MSU faculty, alumni awarded NAEd/Spencer Fellowships

February 11, 2021

Assistant Professor Vaughn W. M. Watson and alumnus Jon M. Wargo have been awarded a 2020 National Academy of Education/Spencer Postdoctoral Fellowship.

Only 30 scholars were selected nationwide for the competitive, early career fellowship program, which includes $70,000 to focus on research and professional development. The fellows were chosen because of their commitment to, and research on, critical issues that address the “history, theory or practice of formal or informal education, at the national and international levels,” according to the National Academy of Education.

Watson, part of the Department of Teacher Education, is a former public high school teacher whose research focuses on the interplay of literacy practices for youth of color and emerging forms of their civic engagement within and across social, cultural and geographical contexts.

His research as part of the fellowship will center on how “African immigrant youth engage civically across schooling and community practices, and how education [teachers and leaders] design teaching and learning that support African immigrant youth in demonstrating their complex identities in their creative, artistic and embodied literacy practices.”

Vaughn W. M. Watson

Also a former public schools teacher, Wargo is currently an assistant professor at Boston College’s Lynch School of Education and Human Development. He graduated from MSU’s Curriculum, Instruction and Teacher Education (CITE) doctoral program in 2016.

During the fellowship, he will explore “how inclusive educational policy shapes the teaching of lesbian, gay, bisexual, transgender and queer (LGBTQ) history in elementary social studies.”

Jon M. Wargo

In addition, alumna Cassie J. Brownell, a past early childhood educator, was chosen as an NAEd/Spencer Research Development Awardee. Brownell and six other faculty honorees, chosen from a pool of semi-finalists for the NAEd/Spencer Postdoctoral Fellowships, will also receive funding for research and professional development.

Brownell, a 2018 graduate of the CITE program, is an assistant professor at the University of Toronto’s Ontario Institute for Studies in Education.

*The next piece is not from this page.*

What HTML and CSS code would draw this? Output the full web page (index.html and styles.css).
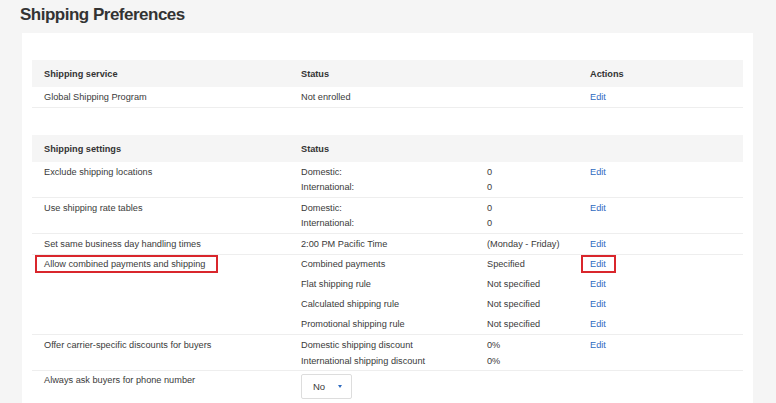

Building from her dissertation study with third-graders, which coincided with the 2016 U.S. presidential election, Brownell is revisiting the now-middle school students in the 2020-21 academic year. Additionally, she is engaging a new group of Michigan elementary children and plans to again reconnect with both groups during the next presidential election cycle in 2024.

Cassie J. Brownell

The opportunities, from a partnership with the National Academy of Education and the Spencer Foundation, aim to engage new generations of scholars in influential research. Read more about the fellowship opportunities, including more on the work of Watson/Wargo and Brownell.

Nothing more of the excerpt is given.